Mas não foi assim que pensou a crítica literária nacional em 1982, quando o livro Quadrante Solar venceu o I Prêmio Nestlé de Literatura. Nem quando, em 1997, com Girassóis de Barro, Francisco Carvalho obteve o Prêmio da Fundação Biblioteca Nacional do Rio de Janeiro. Outro reconhecimento cearense foi o seu ingresso na Academia Cearense de Letras, onde ocupa a cadeira 31.
As angústias velhas e novas, os acontecimentos corriqueiros, as saudades intermitentes do pai, dos sobrados e casarões de sua terra. Outros calendários do passado como a recordação do tempo em que o adolescente Francisco Carvalho trabalhava numa bodega de subúrbio poluído e melancólico desta capital, fato este que motivou a crônica O poeta e a bodega, de 6 de março de 1962, do jornalista Deusdete de Sousa. Houve outras bodegas em que Francisco Carvalho amarga experiência de garçom num restaurante noturno da periferia da cidade, onde o dono era míope e tocava violino fanhoso que maltratava a alma do poeta, que recebia de salário apenas um bilhete azul e alguns conselhos para melhor ser sucedido na vida. Não posso esquecer nesta biografia a atitude humanista do então Magnífico Reitor Antonio Martins Filho resgatando o poeta de uma esquelética empresa comercial e levando-o para assessorá-lo na reitoria da UFC, onde permaneceu por trinta e nove anos. Todos esses fatos e outras memórias voluntárias e involuntárias que não fogem das raízes do poeta Francisco Carvalho, e tantos outros passados pesquisados/lidos por mim em livros e ausentes desta biografia por determinação do tempo para cada palestrante deste Seminário, são responsáveis pela construção de um longo e qualificado projeto literário iniciado em 1942 e dedicado inteiramente a poesia nas suas mais diversas formas de expressão.

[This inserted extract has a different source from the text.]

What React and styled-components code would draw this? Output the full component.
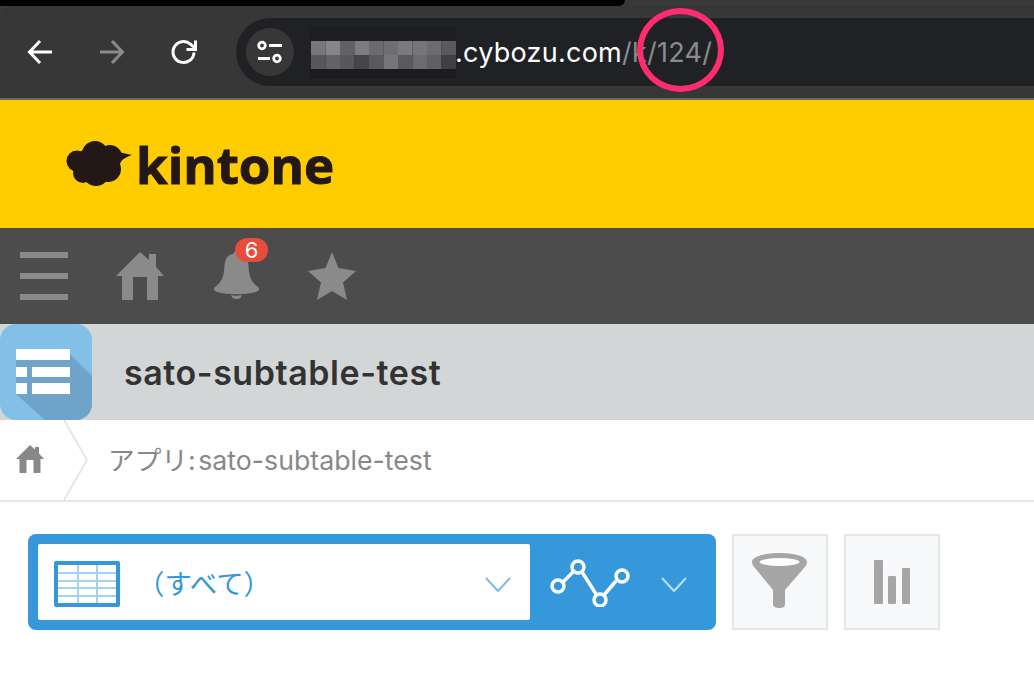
import React from "react";
import styled, { createGlobalStyle } from "styled-components";

const Global = createGlobalStyle`
  html, body { margin: 0; padding: 0; background: #fff; overflow: hidden; }
  * { box-sizing: border-box; }
`;
const Page = styled.div`
  width: 1034px; height: 686px; background: #fff; overflow: hidden;
  font-family: "Inter", "Noto Sans CJK JP", sans-serif;
`;
const BrowserFrame = styled.div`
  height: 100px; background: #3a3a3a; position: relative;
  border-bottom: 2px solid #6f6a58;
`;
const TabStrip = styled.div`
  height: 6px; width: 625px; background: #000; border-bottom-right-radius: 10px;
`;
const Toolbar = styled.div`
  height: 92px; background: #373737; border-top-left-radius: 12px;
  display: flex; align-items: flex-start; padding: 12px 0 0 0;
`;
const NavIcons = styled.div`
  width: 236px; height: 68px; display: flex; align-items: center; flex: none;
`;
const NavIcon = styled.svg`
  width: 28px; height: 28px; flex: none; margin-left: ${p => p.$ml}px;
`;
const Omnibox = styled.div`
  flex: 1; height: 68px; background: #202124; border-radius: 34px 0 0 34px;
  display: flex; align-items: center; padding-left: 10px;
`;
const TuneButton = styled.div`
  width: 48px; height: 48px; border-radius: 50%; background: #373737;
  display: flex; align-items: center; justify-content: center; flex: none;
`;
const Mosaic = styled.svg`
  width: 147px; height: 53px; margin-left: 15px; flex: none;
`;
const Url = styled.div`
  font-family: "Inter", sans-serif; font-size: 27px; color: #fff; white-space: nowrap;
  letter-spacing: 0.25px; margin-left: -1px;
`;
const UrlPath = styled.span`
  color: #8a8b8d;
`;
const Highlight = styled.div`
  position: absolute; left: 637px; top: 8px; width: 87px; height: 84px;
  border: 6px solid #ff2d70; border-radius: 50%;
`;
const Brand = styled.div`
  height: 128px; background: #ffcc00; display: flex; align-items: center; padding-left: 66px;
`;
const BrandMark = styled.svg`
  width: 68px; height: 48px; flex: none;
`;
const BrandName = styled.div`
  font-family: "Open Sans", sans-serif; font-weight: 700; font-size: 51px; color: #231815;
  margin-left: 2px; line-height: 1; -webkit-text-stroke: 1px #231815;
`;
const GlobalNav = styled.div`
  height: 96px; background: #4c4c4c; display: flex; align-items: center; padding-left: 20px;
`;
const NavGlyph = styled.svg`
  width: 48px; height: 48px; flex: none; margin-left: ${p => p.$ml || 0}px; overflow: visible;
`;
const BellWrap = styled.div`
  position: relative; width: 48px; height: 48px; margin-left: ${p => p.$ml}px; flex: none;
`;
const BellGlyph = styled.svg`
  width: 48px; height: 48px; overflow: visible; display: block;
`;
const Badge = styled.div`
  position: absolute; left: 22px; top: -14px; width: 33px; height: 24px;
  background: #e74c3c; color: #fff; border-radius: 12px; font-size: 22px;
  display: flex; align-items: center; justify-content: center; line-height: 1;
`;
const AppHeader = styled.div`
  height: 96px; background: #d3d6d7; display: flex; align-items: center;
`;
const AppIcon = styled.svg`
  width: 92px; height: 96px; flex: none;
`;
const AppTitle = styled.h1`
  margin: 0 0 0 32px; font-size: 34px; font-weight: 600; color: #333; letter-spacing: 0.55px;
`;
const Breadcrumb = styled.div`
  height: 82px; background: #fff; border-bottom: 2px solid #e3e7e8; padding-bottom: 2px;
  display: flex; align-items: center;
`;
const CrumbHome = styled.svg`
  width: 28px; height: 28px; margin-left: 16px; flex: none;
`;
const CrumbArrow = styled.svg`
  width: 26px; height: 80px; margin-left: 19px; flex: none; align-self: flex-start;
`;
const CrumbText = styled.div`
  margin: 0 0 2px 19px; font-size: 26.7px; color: #888; white-space: nowrap; word-spacing: -5px;
`;
const Actions = styled.div`
  display: flex; padding: 32px 0 0 28px; gap: 16px;
`;
const ViewBar = styled.div`
  width: 688px; height: 96px; background: #3498db; border-radius: 8px; padding: 10px;
  display: flex; align-items: center;
`;
const ViewSelect = styled.div`
  width: 492px; height: 76px; background: #fff; border-radius: 2px;
  display: flex; align-items: center; padding-left: 16px; flex: none;
`;
const TableGlyph = styled.svg`
  width: 66px; height: 46px; flex: none; margin-top: 4px;
`;
const ViewName = styled.div`
  margin-left: 17px; font-size: 27.4px; color: #3498db; flex: 1; white-space: nowrap;
  font-family: "Noto Sans CJK JP", sans-serif;
`;
const Chevron = styled.svg`
  width: 28px; height: 18px; flex: none; margin: ${p => p.$m};
`;
const GraphIcon = styled.svg`
  width: 82px; height: 50px; flex: none; margin-left: 20px;
`;
const SquareButton = styled.div`
  width: 96px; height: 96px; background: #f7f9fa; border: 2px solid #e3e7e8;
  display: flex; align-items: center; justify-content: center;
`;
const ButtonGlyph = styled.svg`
  width: 60px; height: 60px;
`;

const mosaicTop = ["#77777a", "#85858a", "#626265", "#7d7d80", "#6b6b6e", "#6f6f72", "#7b7b7e", "#757578", "#6c6c6f", "#5a5a5c"];
const mosaicBottom = ["#58585b", "#636366", "#58585a", "#46464a", "#5a5a5d", "#767679", "#5a5a5c", "#6c6c6e", "#606063", "#404043"];

export default function App() {
  return (
    <Page>
      <Global />
      <BrowserFrame>
        <TabStrip />
        <Toolbar>
          <NavIcons>
            <NavIcon $ml={26} viewBox="0 0 28 28" fill="none" stroke="#fff" strokeWidth="3">
              <path d="M26 14H4M14 3 3.500 14 14 25" />
            </NavIcon>
            <NavIcon $ml={44} viewBox="0 0 28 28" fill="none" stroke="#8a8a8a" strokeWidth="3">
              <path d="M2 14h22M14 3l10.500 11L14 25" />
            </NavIcon>
            <NavIcon $ml={44} viewBox="0 0 28 28" fill="none" stroke="#fff" strokeWidth="3">
              <path d="M24 14.500A10.500 10.500 0 1 1 20.500 6.200L25 10" />
              <path d="M25.500 2.500V11.500H16.500" />
            </NavIcon>
          </NavIcons>
          <Omnibox>
            <TuneButton>
              <svg width="26" height="24" viewBox="0 0 26 24" fill="none" stroke="#fff" strokeWidth="2.800">
                <circle cx="5" cy="5.500" r="3.300" />
                <path d="M12 5.500H25M1 18.500H13" />
                <circle cx="20" cy="18.500" r="3.300" />
              </svg>
            </TuneButton>
            <Mosaic viewBox="0 0 147 53">
              <rect width="147" height="15" fill="#1d1e20" />
              <rect y="43" width="147" height="10" fill="#1b1c1e" />
              {mosaicTop.map((c, i) => (
                <g key={c + i}>
                  <rect x={2 + 14.5 * i} y="15" width="14.500" height="14" fill={c} />
                  <rect x={2 + 14.5 * i} y="29" width="14.500" height="14" fill={mosaicBottom[i]} />
                </g>
              ))}
            </Mosaic>
            <Url>.cybozu.com<UrlPath>/k/124/</UrlPath></Url>
          </Omnibox>
        </Toolbar>
        <Highlight />
      </BrowserFrame>
      <Brand>
        <BrandMark viewBox="0 0 68 48" fill="#231815">
          <circle cx="29" cy="14" r="13" />
          <circle cx="44" cy="17" r="12" />
          <circle cx="11" cy="21" r="10.500" />
          <circle cx="17" cy="33" r="10" />
          <circle cx="30" cy="33" r="13" />
          <circle cx="42" cy="29" r="13" />
          <circle cx="28" cy="24" r="18" />
          <path d="M46 10 Q56 13 66 15 Q58 17 50 26Z" />
        </BrandMark>
        <BrandName>kintone</BrandName>
      </Brand>
      <GlobalNav>
        <NavGlyph viewBox="0 0 48 48" fill="#8a8a8a">
          <rect y="0" width="48" height="6" />
          <rect y="21" width="48" height="6" />
          <rect y="42" width="48" height="6" />
        </NavGlyph>
        <NavGlyph $ml={48} viewBox="0 0 48 48" fill="#8a8a8a">
          <path d="M24 0 33 8V2H40V15L48 24H42V48H31V25H17V48H6V24H0Z" />
        </NavGlyph>
        <BellWrap $ml={49}>
          <BellGlyph viewBox="0 0 48 48" fill="#8a8a8a">
            <path d="M23.500 -1c-2 0-3 1-3 3C14 3 12 7 11.500 14 11 24 9 30 2 35c-2 2-1 4 2 5 11 3 28 3 39 0 3-1 4-3 2-5-7-5-9-11-9.500-21C35 7 33 3 26.500 2c0-2-1-3-3-3Z" />
            <path d="M18 43c3 1 8 1 11 0-1 3-2.500 4-5.500 4s-4.500-1-5.500-4Z" />
          </BellGlyph>
          <Badge>6</Badge>
        </BellWrap>
        <NavGlyph $ml={47} viewBox="0 0 48 48" fill="#8a8a8a">
          <path d="M24 0 30.500 16 48 19 35 30.500 39 48 24 39 9 48 13 30.500 0 19 17.500 16Z" />
        </NavGlyph>
      </GlobalNav>
      <AppHeader>
        <AppIcon viewBox="0 0 92 96">
          <defs>
            <clipPath id="app-icon-clip"><rect width="92" height="96" rx="16" /></clipPath>
          </defs>
          <g clipPath="url(#app-icon-clip)">
            <rect width="92" height="96" fill="#82c0e7" />
            <path d="M70 30 92 52V96H45L16 70V25H70Z" fill="#6fa3c9" />
            <g fill="#fff">
              <rect x="16" y="25" width="54" height="11" />
              <rect x="16" y="43" width="11" height="10" />
              <rect x="32" y="43" width="38" height="10" />
              <rect x="16" y="59" width="11" height="11" />
              <rect x="32" y="59" width="38" height="11" />
            </g>
          </g>
        </AppIcon>
        <AppTitle>sato-subtable-test</AppTitle>
      </AppHeader>
      <Breadcrumb>
        <CrumbHome viewBox="0 0 28 28" fill="#888">
          <path d="M14 0 19 4.500V2H23V8.500L28 14H24.500V28H17.500V15H10.500V28H3.500V14H0Z" />
        </CrumbHome>
        <CrumbArrow viewBox="0 0 26 80" fill="none" stroke="#e3e7e8" strokeWidth="2">
          <path d="M1 0 24 40 1 80" />
        </CrumbArrow>
        <CrumbText>アプリ: sato-subtable-test</CrumbText>
      </Breadcrumb>
      <Actions>
        <ViewBar>
          <ViewSelect>
            <TableGlyph viewBox="0 0 66 46">
              <rect width="66" height="46" rx="2" fill="#3498db" />
              <rect x="4" y="4" width="58" height="38" fill="#fff" />
              <path d="M24 4V42M43 4V42M4 12H62M4 20H62M4 27H62M4 35H62" stroke="#a5d2ef" strokeWidth="2" fill="none" />
            </TableGlyph>
            <ViewName>（すべて）</ViewName>
            <Chevron $m="6px 18px 0 0" viewBox="0 0 28 18" fill="none" stroke="#7cbce8" strokeWidth="2">
              <path d="M2 2 14 15 26 2" />
            </Chevron>
          </ViewSelect>
          <GraphIcon viewBox="0 0 82 50" fill="none" stroke="#fff" strokeWidth="3.500">
            <path d="M12 26 24 14M32 15 46 37M54 38 66 24" />
            <circle cx="8" cy="29" r="6" />
            <circle cx="28" cy="10" r="6" />
            <circle cx="50" cy="43" r="6" />
            <circle cx="72" cy="19" r="6" />
          </GraphIcon>
          <Chevron $m="6px 0 0 28px" viewBox="0 0 28 18" fill="none" stroke="#bfe0f5" strokeWidth="2">
            <path d="M2 2 14 15 26 2" />
          </Chevron>
        </ViewBar>
        <SquareButton>
          <ButtonGlyph viewBox="0 0 60 60">
            <path fill="#a6a6a6" d="M2 10C2 4 16 1 29.500 1S57 4 57 10c0 2-1 4-3 6L35 38V52c0 3-2 4-5.500 4s-6.500-1-6.500-4V38L5 16C3 14 2 12 2 10Z" />
            <ellipse cx="29.500" cy="10" rx="20" ry="4" fill="#fff" />
          </ButtonGlyph>
        </SquareButton>
        <SquareButton>
          <ButtonGlyph viewBox="0 0 60 60" fill="#a6a6a6">
            <rect x="12" y="8" width="9" height="44" rx="1" />
            <rect x="26" y="24" width="8" height="28" rx="1" />
            <rect x="40" y="16" width="8" height="36" rx="1" />
          </ButtonGlyph>
        </SquareButton>
      </Actions>
    </Page>
  );
}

Distribuo para vossos ouvidos a leitura de um fato na vida do poeta Olavo Bilac. O dono de um pequeno comércio, amigo do poeta, abordou-o na rua: - Bilac, estou precisando vender o meu sítio, que você tão bem conhece. Poderá redigir o anúncio para o jornal? Olavo Bilac escreveu: "Vende-se uma encantadora propriedade, onde os pássaros cantam ao amanhecer no extenso arvoredo, cortada por cristalinas e mareantes águas de um ribeiro. A casa, banhada pelo sol nascente, oferece a sombra tranquila das tardes, na varanda." Meses depois se reencontraram. O poeta perguntou se o amigo havia vendido o sítio. “- Nem pense mais nisso. Quando li o anúncio foi que percebi a maravilha que tinha”.
Eis a função do poeta: revelar a beleza escondida nas coisas, nos lugares e nas pessoas!
Para Francisco Carvalho a poesia é a sua pele.
“Encerro” esta biografia afetiva intitulada Sr. Verso, com o depoimento de outro titã da nossa literatura, o saudoso José Alcides Pinto: “A poesia de Francisco Carvalho é patrimônio da humanidade. No entanto, esta humanidade vive em débito com o poeta Francisco Carvalho”.